NEW YORK (CBS 2) -- These are very tense times for more than 2 million Americans, including many in our area, who stand to lose unemployment benefits, expiring at midnight Tuesday. That's unless Congress steps in.

Congress could be the Grinch that stole Christmas for hundreds of thousands of unemployed here. They say they're worried and desperate for a way to make ends meet.

"Taxes, here, the way the rent is I need this unemployment to keep up, you know?" Harlem resident Danile Perez told CBS 2's Marcia Kramer.

Kramer: "So the fact that you might lose all or part of it, how does that make you feel?"

"I want to hang myself," Perez said with a laugh.

"Christmas is coming up, people got kids. I feel like the privileged is very lucky right now. They don't have wake every morning worried about how they're going to feed their kids," added April Negron-Burney of Harlem.

Unless Congress acts, extended unemployment benefits will expire at midnight Tuesday for some 400,000 New York residents, 275,000 from New Jersey and 58,000 from Connecticut.

And with the unemployment rate at 9 percent officials say its tough to find work.

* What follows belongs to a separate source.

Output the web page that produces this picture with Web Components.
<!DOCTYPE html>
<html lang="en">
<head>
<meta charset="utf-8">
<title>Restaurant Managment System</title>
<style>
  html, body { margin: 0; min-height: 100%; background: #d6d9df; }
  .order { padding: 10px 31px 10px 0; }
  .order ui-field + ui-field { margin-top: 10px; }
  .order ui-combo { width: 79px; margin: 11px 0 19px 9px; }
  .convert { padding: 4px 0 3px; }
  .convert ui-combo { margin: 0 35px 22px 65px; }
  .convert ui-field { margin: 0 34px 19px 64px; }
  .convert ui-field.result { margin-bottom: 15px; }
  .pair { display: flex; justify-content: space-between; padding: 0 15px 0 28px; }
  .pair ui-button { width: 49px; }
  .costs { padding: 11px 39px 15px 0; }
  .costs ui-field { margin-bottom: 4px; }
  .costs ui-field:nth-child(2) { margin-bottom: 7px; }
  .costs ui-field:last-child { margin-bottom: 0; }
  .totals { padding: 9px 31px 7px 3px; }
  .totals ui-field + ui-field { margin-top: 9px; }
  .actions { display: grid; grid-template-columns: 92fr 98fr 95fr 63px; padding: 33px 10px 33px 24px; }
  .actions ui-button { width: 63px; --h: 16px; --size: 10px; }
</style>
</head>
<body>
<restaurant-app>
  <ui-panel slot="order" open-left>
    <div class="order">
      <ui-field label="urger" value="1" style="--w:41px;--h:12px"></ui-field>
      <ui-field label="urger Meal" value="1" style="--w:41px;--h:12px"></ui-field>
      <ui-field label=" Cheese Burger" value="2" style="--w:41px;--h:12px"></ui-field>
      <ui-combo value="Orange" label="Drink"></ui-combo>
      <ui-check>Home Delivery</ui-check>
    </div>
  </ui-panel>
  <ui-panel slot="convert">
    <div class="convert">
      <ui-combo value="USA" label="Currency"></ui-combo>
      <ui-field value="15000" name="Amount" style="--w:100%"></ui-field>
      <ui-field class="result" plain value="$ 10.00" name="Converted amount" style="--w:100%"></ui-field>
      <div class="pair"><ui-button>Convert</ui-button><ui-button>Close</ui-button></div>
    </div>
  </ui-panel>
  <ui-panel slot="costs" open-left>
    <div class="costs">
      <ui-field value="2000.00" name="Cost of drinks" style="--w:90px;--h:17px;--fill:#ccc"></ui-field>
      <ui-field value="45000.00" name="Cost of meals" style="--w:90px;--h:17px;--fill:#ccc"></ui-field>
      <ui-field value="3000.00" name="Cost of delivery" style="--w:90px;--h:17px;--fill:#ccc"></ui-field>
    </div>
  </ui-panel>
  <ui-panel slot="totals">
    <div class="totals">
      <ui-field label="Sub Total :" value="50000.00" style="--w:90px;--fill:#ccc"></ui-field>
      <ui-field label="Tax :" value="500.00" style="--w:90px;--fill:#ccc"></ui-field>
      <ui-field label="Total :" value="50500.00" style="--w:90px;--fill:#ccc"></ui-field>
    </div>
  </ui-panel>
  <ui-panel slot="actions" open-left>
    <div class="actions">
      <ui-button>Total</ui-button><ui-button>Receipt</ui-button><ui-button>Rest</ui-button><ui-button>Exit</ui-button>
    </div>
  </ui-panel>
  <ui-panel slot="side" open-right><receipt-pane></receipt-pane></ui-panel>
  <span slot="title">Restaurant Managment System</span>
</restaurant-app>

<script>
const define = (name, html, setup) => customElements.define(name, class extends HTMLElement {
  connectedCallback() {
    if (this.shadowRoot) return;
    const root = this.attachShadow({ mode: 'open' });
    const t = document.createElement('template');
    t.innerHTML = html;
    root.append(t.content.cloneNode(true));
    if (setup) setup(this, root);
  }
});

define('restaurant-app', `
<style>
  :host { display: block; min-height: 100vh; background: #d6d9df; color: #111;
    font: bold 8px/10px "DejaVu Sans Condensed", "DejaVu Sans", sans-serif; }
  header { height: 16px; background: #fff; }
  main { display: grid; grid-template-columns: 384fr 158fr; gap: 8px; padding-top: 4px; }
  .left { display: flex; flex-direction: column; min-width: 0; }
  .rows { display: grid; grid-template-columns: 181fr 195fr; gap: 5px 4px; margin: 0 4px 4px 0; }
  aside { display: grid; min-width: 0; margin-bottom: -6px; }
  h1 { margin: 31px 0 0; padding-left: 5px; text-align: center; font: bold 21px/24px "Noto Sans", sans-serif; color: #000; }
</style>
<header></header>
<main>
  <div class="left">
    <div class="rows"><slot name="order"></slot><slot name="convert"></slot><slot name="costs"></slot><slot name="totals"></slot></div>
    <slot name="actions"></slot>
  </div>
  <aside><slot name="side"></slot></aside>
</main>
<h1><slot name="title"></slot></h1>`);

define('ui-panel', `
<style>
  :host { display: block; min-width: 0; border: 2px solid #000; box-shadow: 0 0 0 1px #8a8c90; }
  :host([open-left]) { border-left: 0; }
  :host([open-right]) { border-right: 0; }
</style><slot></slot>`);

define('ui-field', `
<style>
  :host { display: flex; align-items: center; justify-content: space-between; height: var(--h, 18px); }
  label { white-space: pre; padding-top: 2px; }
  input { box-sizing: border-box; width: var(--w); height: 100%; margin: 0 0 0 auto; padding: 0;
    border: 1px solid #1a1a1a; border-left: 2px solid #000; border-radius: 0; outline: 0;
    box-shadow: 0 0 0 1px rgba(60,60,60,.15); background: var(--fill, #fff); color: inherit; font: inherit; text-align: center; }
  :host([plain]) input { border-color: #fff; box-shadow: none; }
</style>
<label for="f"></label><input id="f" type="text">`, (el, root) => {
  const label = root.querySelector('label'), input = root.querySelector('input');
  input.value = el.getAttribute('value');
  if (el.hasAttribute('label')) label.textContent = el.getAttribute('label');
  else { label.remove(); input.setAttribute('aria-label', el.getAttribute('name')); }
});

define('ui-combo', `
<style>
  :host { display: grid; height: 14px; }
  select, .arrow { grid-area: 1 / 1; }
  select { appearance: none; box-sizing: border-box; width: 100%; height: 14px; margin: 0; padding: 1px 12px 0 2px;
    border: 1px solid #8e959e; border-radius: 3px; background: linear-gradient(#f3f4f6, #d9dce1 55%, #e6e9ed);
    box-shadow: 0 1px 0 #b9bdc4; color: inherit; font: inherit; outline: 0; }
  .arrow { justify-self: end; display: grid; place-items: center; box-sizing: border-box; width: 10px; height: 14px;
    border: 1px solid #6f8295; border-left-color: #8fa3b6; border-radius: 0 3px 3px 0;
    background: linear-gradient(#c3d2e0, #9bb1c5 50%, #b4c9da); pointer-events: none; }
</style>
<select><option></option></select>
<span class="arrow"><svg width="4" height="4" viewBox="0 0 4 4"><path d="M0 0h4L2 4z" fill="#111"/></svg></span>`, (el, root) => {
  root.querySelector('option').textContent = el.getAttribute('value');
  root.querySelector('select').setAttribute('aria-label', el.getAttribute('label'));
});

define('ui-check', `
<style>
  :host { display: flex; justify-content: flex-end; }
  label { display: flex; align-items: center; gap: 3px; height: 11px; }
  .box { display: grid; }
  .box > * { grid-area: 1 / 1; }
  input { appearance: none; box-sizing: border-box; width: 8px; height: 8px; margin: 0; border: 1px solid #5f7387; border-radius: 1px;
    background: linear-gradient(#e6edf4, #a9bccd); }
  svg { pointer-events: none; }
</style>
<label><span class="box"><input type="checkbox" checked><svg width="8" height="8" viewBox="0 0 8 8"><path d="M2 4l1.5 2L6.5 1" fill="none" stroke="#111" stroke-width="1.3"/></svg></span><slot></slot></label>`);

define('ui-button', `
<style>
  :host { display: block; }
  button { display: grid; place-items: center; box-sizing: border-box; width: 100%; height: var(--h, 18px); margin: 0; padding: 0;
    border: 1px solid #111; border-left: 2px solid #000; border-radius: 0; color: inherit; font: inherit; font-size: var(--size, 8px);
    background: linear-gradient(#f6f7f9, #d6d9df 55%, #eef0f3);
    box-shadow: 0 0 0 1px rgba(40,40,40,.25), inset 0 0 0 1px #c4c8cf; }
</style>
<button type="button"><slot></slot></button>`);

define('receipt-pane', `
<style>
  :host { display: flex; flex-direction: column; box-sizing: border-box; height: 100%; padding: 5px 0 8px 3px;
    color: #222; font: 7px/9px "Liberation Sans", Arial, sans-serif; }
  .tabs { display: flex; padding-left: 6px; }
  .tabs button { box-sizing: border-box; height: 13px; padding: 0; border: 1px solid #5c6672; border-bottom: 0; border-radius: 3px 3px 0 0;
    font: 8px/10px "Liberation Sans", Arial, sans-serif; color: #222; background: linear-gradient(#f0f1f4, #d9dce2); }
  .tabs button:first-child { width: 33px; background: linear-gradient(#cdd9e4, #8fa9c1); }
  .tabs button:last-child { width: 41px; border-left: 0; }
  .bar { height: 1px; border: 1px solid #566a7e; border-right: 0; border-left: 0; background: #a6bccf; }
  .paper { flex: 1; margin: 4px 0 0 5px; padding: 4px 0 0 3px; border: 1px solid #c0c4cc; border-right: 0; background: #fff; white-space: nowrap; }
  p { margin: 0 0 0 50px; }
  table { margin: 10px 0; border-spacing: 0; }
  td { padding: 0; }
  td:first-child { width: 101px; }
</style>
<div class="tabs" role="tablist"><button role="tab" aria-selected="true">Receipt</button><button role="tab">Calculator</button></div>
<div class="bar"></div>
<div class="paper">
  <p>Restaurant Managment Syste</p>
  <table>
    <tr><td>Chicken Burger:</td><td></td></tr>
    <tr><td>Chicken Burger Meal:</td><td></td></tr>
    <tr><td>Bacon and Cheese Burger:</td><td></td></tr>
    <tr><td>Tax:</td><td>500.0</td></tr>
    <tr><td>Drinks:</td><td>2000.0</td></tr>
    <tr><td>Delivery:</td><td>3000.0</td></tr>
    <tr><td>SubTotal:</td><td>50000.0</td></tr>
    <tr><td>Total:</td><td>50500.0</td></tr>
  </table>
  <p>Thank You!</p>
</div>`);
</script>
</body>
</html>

"We're going into the holiday season. These people are just scraping by as it is and to suddenly run out of unemployment when the job market is still so bad … there's still only one job available for every five people looking for work. It would just be devastating," said New York State Labor Commissioner Colleen Gardner.

But on Capitol Hill the debate will be laced with politics. Democrats want to extend the benefits.

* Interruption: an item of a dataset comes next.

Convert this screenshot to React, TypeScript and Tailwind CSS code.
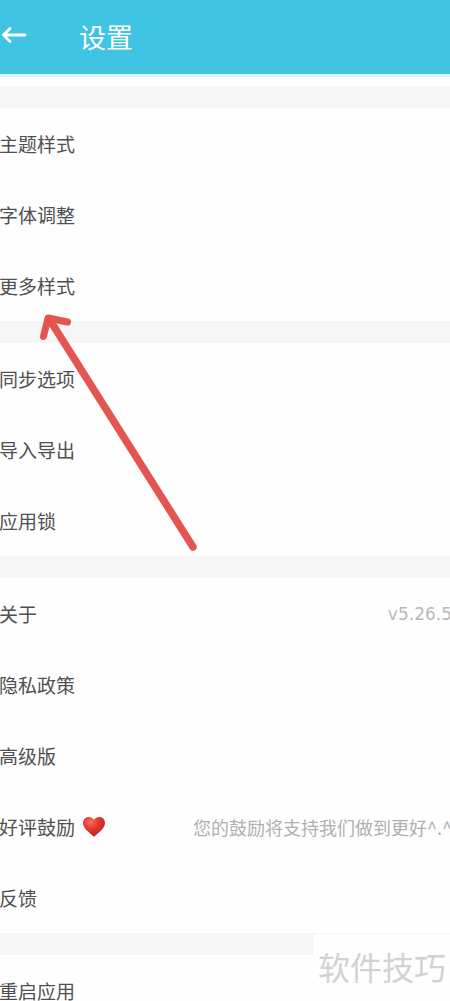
type Item = {
  label: string
  version?: string
  hint?: string
  heart?: boolean
}

const groups: Item[][] = [
  [{ label: '主题样式' }, { label: '字体调整' }, { label: '更多样式' }],
  [{ label: '同步选项' }, { label: '导入导出' }, { label: '应用锁' }],
  [
    { label: '关于', version: 'v5.26.5' },
    { label: '隐私政策' },
    { label: '高级版' },
    { label: '好评鼓励', heart: true, hint: '您的鼓励将支持我们做到更好^.^' },
    { label: '反馈' },
  ],
  [{ label: '重启应用' }],
]

const Heart = () => (
  <svg width="24" height="22" viewBox="0 0 24 22" aria-hidden="true">
    <defs>
      <radialGradient id="heart" cx="0.35" cy="0.25" r="0.8">
        <stop offset="0" stopColor="#f8705f" />
        <stop offset="0.4" stopColor="#e63c32" />
        <stop offset="1" stopColor="#b81f1a" />
      </radialGradient>
    </defs>
    <path
      d="M12 3.800C10.600 1.800 8.700 1 6.700 1 3.400 1 1 3.600 1 7.100c0 5.200 6.600 10 11 13.700 4.400-3.700 11-8.500 11-13.700C23 3.600 20.600 1 17.300 1c-2 0-3.900.8-5.300 2.800z"
      fill="url(#heart)"
    />
  </svg>
)

const Row = ({ item }: { item: Item }) => (
  <li>
    <button
      type="button"
      className="flex h-[71px] w-full items-center justify-between whitespace-nowrap text-left"
    >
      <span className="flex items-center gap-[7px] text-[19px] leading-6 text-[#505050]">
        {item.label}
        {item.heart && <Heart />}
      </span>
      {item.version && (
        <span className="font-['DejaVu_Sans',sans-serif] text-[17px] leading-6 text-[#b8b8b8]">{item.version}</span>
      )}
      {item.hint && <span className="text-lg leading-6 text-[#b0b0b0]">{item.hint}</span>}
    </button>
  </li>
)

const App = () => {
  return (
    <div className="relative h-screen overflow-hidden bg-[#fefefe] font-['Noto_Sans_CJK_SC',sans-serif]">
      {/* Header */}
      <header className="flex h-[77px] items-center gap-[52px] border-b-3 border-[#dcf3fa] bg-[#40c4e4] pb-0.5 text-white">
        <button type="button" aria-label="返回">
          <svg width="27" height="20" viewBox="0 0 27 20" fill="none" className="block">
            <path
              d="M25 9H3.500M10 2.500 3.500 9l6.500 6.500"
              stroke="currentColor"
              strokeWidth="2.8"
              strokeLinecap="round"
              strokeLinejoin="round"
            />
          </svg>
        </button>
        <h1 className="text-[27px] leading-none">设置</h1>
      </header>

      {/* Settings list */}
      <main className="pt-[9px]">
        {groups.map((items) => (
          <section key={items[0].label} className="border-t-22 border-[#f6f6f6]">
            <ul className="-mr-0.5 -ml-px">
              {items.map((item) => (
                <Row key={item.label} item={item} />
              ))}
            </ul>
          </section>
        ))}
      </main>

      {/* Pointer arrow over the list */}
      <svg
        className="pointer-events-none absolute left-9 top-[308px]"
        width="166"
        height="248"
        viewBox="36 308 166 248"
        fill="none"
        stroke="#e4554f"
        strokeLinecap="round"
        strokeLinejoin="round"
        aria-hidden="true"
      >
        <path d="M53 325 193 547" strokeWidth="7.5" />
        <path d="M43.500 336.500 48 318 67.500 322" strokeWidth="7" />
        <path d="M48 318 47.500 327 57 321z" fill="#e4554f" strokeWidth="2" />
      </svg>

      {/* Watermark */}
      <div className="absolute bottom-0 right-0 flex h-[67px] items-center bg-[#fefefe] px-1 pb-1 text-[32px] leading-none text-[#d2d2d2]">
        软件技巧
      </div>
    </div>
  )
}

export default App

"I think it's a moral issue, Marcia. This is something that is urgent, an urgent crisis. It's emergency spending," Sen. Kirsten Gillibrand said.

But Republicans under pressure from the newly elected Tea Party members are taking a hard line.

"We have to set the tone now and make it clear that whatever we spend we have to offset it with a cut somewhere else. Otherwise we're going to be constantly locked into this cycle of more spending and always finding an excuse for not making spending cuts," Rep. Peter King said.

But labor officials point out that the economic recovery of the region could suffer a terrible blow if the benefits aren't extended. In New York alone unemployment benefits add $10 billion to the economy.